Copy exactly the lines from the line containing "Convert this screenshot" to the line containing "import React from", both lines included, and omit any pictures.

=== DATA TO USE ===

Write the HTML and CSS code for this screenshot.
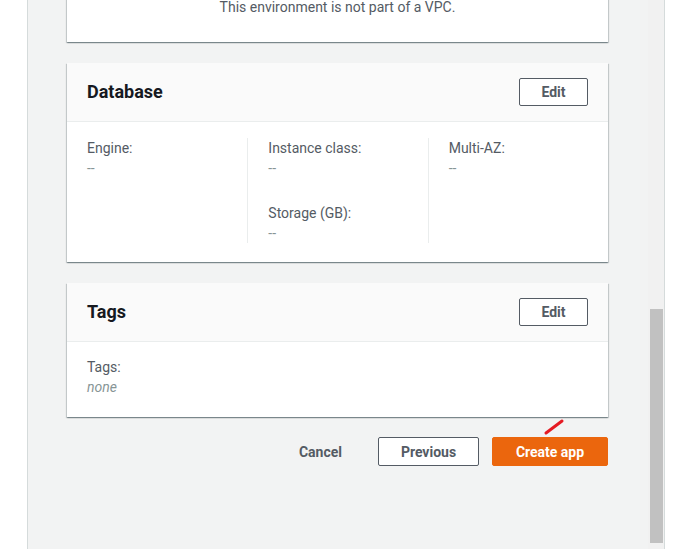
FILE: index.html
```html
<!DOCTYPE html>
<html>
<head>
<meta charset="utf-8">
<link rel="stylesheet" href="styles.css">
</head>
<body>
<div class="frame">
  <div class="gutter"></div>
  <div class="main">
    <div class="content">
      <section class="card card-vpc">
        <p class="vpc-note">This environment is not part of a VPC.</p>
      </section>

      <section class="card">
        <header class="card-header">
          <h2>Database</h2>
          <button class="btn btn-normal">Edit</button>
        </header>
        <div class="card-body columns">
          <div class="col">
            <div class="kv"><div class="label">Engine:</div><div class="value">--</div></div>
          </div>
          <div class="col">
            <div class="kv"><div class="label">Instance class:</div><div class="value">--</div></div>
            <div class="kv"><div class="label">Storage (GB):</div><div class="value">--</div></div>
          </div>
          <div class="col">
            <div class="kv"><div class="label">Multi-AZ:</div><div class="value">--</div></div>
          </div>
        </div>
      </section>

      <section class="card">
        <header class="card-header">
          <h2>Tags</h2>
          <button class="btn btn-normal">Edit</button>
        </header>
        <div class="card-body single">
          <div class="kv"><div class="label">Tags:</div><div class="value italic">none</div></div>
        </div>
      </section>

      <div class="actions">
        <button class="btn btn-link">Cancel</button>
        <button class="btn btn-normal btn-wide">Previous</button>
        <span class="primary-wrap">
          <svg class="mark" width="22" height="18" viewBox="0 0 22 18"><line x1="3" y1="15" x2="19" y2="3" stroke="#e51b23" stroke-width="3" stroke-linecap="round"/></svg>
          <button class="btn btn-primary">Create app</button>
        </span>
      </div>
    </div>
    <div class="scrollbar"><div class="thumb"></div></div>
  </div>
</div>
</body>
</html>
```
FILE: styles.css
```css
* { box-sizing: border-box; }
html, body { margin: 0; padding: 0; }
body {
  background: #ffffff;
  font-family: Roboto, "Liberation Sans", sans-serif;
  font-size: 14px;
  line-height: 20px;
  color: #16191f;
  width: 683px;
  height: 549px;
  overflow: hidden;
}
.frame {
  display: flex;
  height: 549px;
}
.gutter {
  width: 27px;
  flex: none;
  background: #ffffff;
}
.main {
  width: 638px;
  flex: none;
  display: flex;
  background: #f2f3f3;
  border-left: 1px solid #d5dbdb;
  border-right: 1px solid #d5dbdb;
}
.content {
  width: 620px;
  flex: none;
  padding: 0 40px 0 39px;
}
.card {
  background: #ffffff;
  box-shadow: 0 1px 1px 0 rgba(0, 28, 36, 0.3), 1px 1px 1px 0 rgba(0, 28, 36, 0.15), -1px 1px 1px 0 rgba(0, 28, 36, 0.15);
}
.card + .card { margin-top: 21px; }
.card-vpc {
  margin-top: -23px;
  padding: 20px 20px 25px;
}
.vpc-note {
  margin: 0;
  text-align: center;
  color: #545b64;
  line-height: 20px;
}
.card-header {
  display: flex;
  align-items: center;
  justify-content: space-between;
  padding: 15px 20px;
  background: #fafafa;
  border-bottom: 1px solid #eaeded;
}
.card-header h2 {
  margin: 0;
  font-size: 18px;
  font-weight: 700;
  line-height: 28px;
  color: #16191f;
}
.btn {
  font-family: Roboto, "Liberation Sans", sans-serif;
  font-size: 14px;
  font-weight: 700;
  line-height: 20px;
  border-radius: 2px;
  cursor: pointer;
}
.btn-normal {
  background: #ffffff;
  border: 1px solid #545b64;
  color: #545b64;
  height: 28px;
  width: 69px;
  padding: 0;
}
.btn-wide {
  width: 101px;
  height: 29px;
}
.btn-link {
  background: transparent;
  border: 1px solid transparent;
  color: #545b64;
  height: 29px;
  padding: 0 20px;
}
.btn-primary {
  background: #eb660d;
  border: 1px solid #eb660d;
  color: #ffffff;
  height: 29px;
  width: 116px;
  padding: 0;
}
.card-body.columns {
  display: grid;
  grid-template-columns: 1fr 1fr 1fr;
  padding: 16px 0 19px;
}
.col {
  padding: 0 20px;
  border-left: 1px solid #eaeded;
}
.col:first-child { border-left: none; }
.kv + .kv { margin-top: 25px; }
.label { color: #545b64; line-height: 20px; }
.value { color: #879596; line-height: 20px; }
.value.italic { font-style: italic; }
.card-body.single {
  padding: 15px 20px 20px;
}
.actions {
  display: flex;
  justify-content: flex-end;
  align-items: center;
  gap: 13px;
  margin-top: 20px;
}
.actions .btn-link { margin-right: 2px; }
.primary-wrap {
  position: relative;
  display: inline-flex;
}
.mark {
  position: absolute;
  left: 51px;
  top: -19px;
}
.scrollbar {
  width: 16px;
  flex: none;
  background: #f1f1f1;
  padding: 309px 0 6px 2px;
}
.thumb {
  width: 13px;
  height: 234px;
  background: #c1c1c1;
}
```
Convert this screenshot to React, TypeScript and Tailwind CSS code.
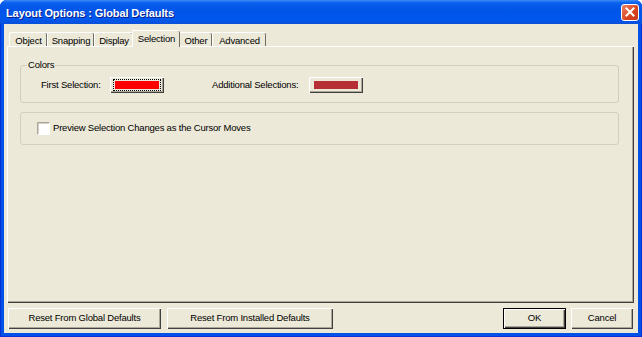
import React from "react";

const tabs = ["Object", "Snapping", "Display", "Selection", "Other", "Advanced"];
const tabWidths: Record<string, string> = {
  Object: "w-[38px]",
  Snapping: "w-[47px]",
  Display: "w-[39px]",
  Selection: "w-[48px]",
  Other: "w-[33px]",
  Advanced: "w-[54px]",
};

const btn =
  "h-[21px] bg-[#ECE9D8] text-black shadow-[inset_1px_1px_#ffffff,inset_-1px_-1px_#404040,inset_-2px_-2px_#ACA899] flex items-center justify-center";

const ColorButton = ({ color, focused }: { color: string; focused?: boolean }) => (
  <div className="w-[54px] h-[16px] bg-[#ECE9D8] shadow-[inset_1px_1px_#ffffff,inset_-1px_-1px_#404040,inset_-2px_-2px_#ACA899] flex items-center justify-center">
    <div className={`p-px ${focused ? "border border-dotted border-black" : "border border-transparent"}`}>
      <div className="w-[44px] h-[8px]" style={{ background: color }} />
    </div>
  </div>
);

export default function App() {
  return (
    <div
      className="w-[642px] h-[337px] flex flex-col bg-[#0052E6] rounded-t-[7px] overflow-hidden shadow-[inset_1px_0_#0831D9,inset_-1px_0_#0831D9,inset_0_-1px_#0831D9]"
      style={{ fontFamily: '"Liberation Sans", Arial, sans-serif' }}
    >
      {/* Title bar */}
      <div className="h-[24px] shrink-0 flex items-center justify-between pl-[6px] pr-[3px] bg-[linear-gradient(#3C8CF8_0%,#0A5FEC_12%,#0054E8_45%,#0058EE_80%,#0A4FD8_100%)]">
        <span className="text-white font-bold text-[11px] tracking-[-0.1px] pt-[2px] [text-shadow:1px_1px_#0A1E8C]">
          Layout Options : Global Defaults
        </span>
        <div className="w-[18px] h-[17px] rounded-[3px] border border-white bg-[linear-gradient(135deg,#EE8466,#D8431E_60%,#C4381A)] flex items-center justify-center">
          <svg width="10" height="10" viewBox="0 0 10 10">
            <path d="M1.5 1.5 L8.5 8.5 M8.5 1.5 L1.5 8.5" stroke="#fff" strokeWidth="2" strokeLinecap="square" />
          </svg>
        </div>
      </div>

      {/* Body */}
      <div className="flex-1 mx-[4px] mb-[4px] bg-[#ECE9D8] flex flex-col text-[9.5px] tracking-[-0.2px] text-black">
        {/* Tabs */}
        <div className="h-[22px] shrink-0 flex items-end pl-[5px]">
          {tabs.map((t) => {
            const active = t === "Selection";
            return (
              <div
                key={t}
                className={`${tabWidths[t]} ${
                  active ? "h-[17px] -mb-px relative z-10 -mx-[1px] pt-[1px]" : "h-[14px]"
                } bg-[#ECE9D8] rounded-t-[2px] border-l border-t border-l-white border-t-white shadow-[inset_-1px_0_#716F64] flex items-start justify-center pt-[1px]`}
              >
                {t}
              </div>
            );
          })}
        </div>

        {/* Panel */}
        <div className="h-[257px] shrink-0 ml-[3px] mr-[4px] shadow-[inset_1px_1px_#ffffff,inset_-1px_-1px_#404040,inset_-2px_-2px_#ACA899] pt-[13px] pl-[13px] pr-[15px] flex flex-col gap-[9px]">
          <fieldset className="h-[44px] border border-[#D0D0BF] rounded-[3px] px-[20px] pb-[5px] m-0">
            <legend className="ml-[-14px] px-[1px] leading-[12px]">Colors</legend>
            <div className="flex items-center h-[20px] mt-[4px]">
              <span className="w-[69px]">First Selection:</span>
              <ColorButton color="#FF0000" focused />
              <span className="ml-[48px] w-[97px]">Additional Selections:</span>
              <ColorButton color="#B52F35" />
            </div>
          </fieldset>
          <div className="h-[33px] border border-[#D0D0BF] rounded-[3px] flex items-center pl-[16px]">
            <div className="w-[13px] h-[13px] bg-white border border-t-[#ACA899] border-l-[#ACA899] border-b-white border-r-white shadow-[inset_1px_1px_#D4D0C8]" />
            <span className="ml-[3px]">Preview Selection Changes as the Cursor Moves</span>
          </div>
        </div>

        {/* Buttons */}
        <div className="flex items-center mt-[5px] pl-[4px] pr-[5px]">
          <div className={`${btn} w-[153px]`}>Reset From Global Defaults</div>
          <div className={`${btn} w-[166px] ml-[6px]`}>Reset From Installed Defaults</div>
          <div className="flex-1" />
          <div className={`${btn} w-[63px] border border-black`}>OK</div>
          <div className={`${btn} w-[62px] ml-[5px]`}>Cancel</div>
        </div>
      </div>
    </div>
  );
}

===

> [WRITTEN ANSWER]:
Convert this screenshot to React, TypeScript and Tailwind CSS code.
import React from "react";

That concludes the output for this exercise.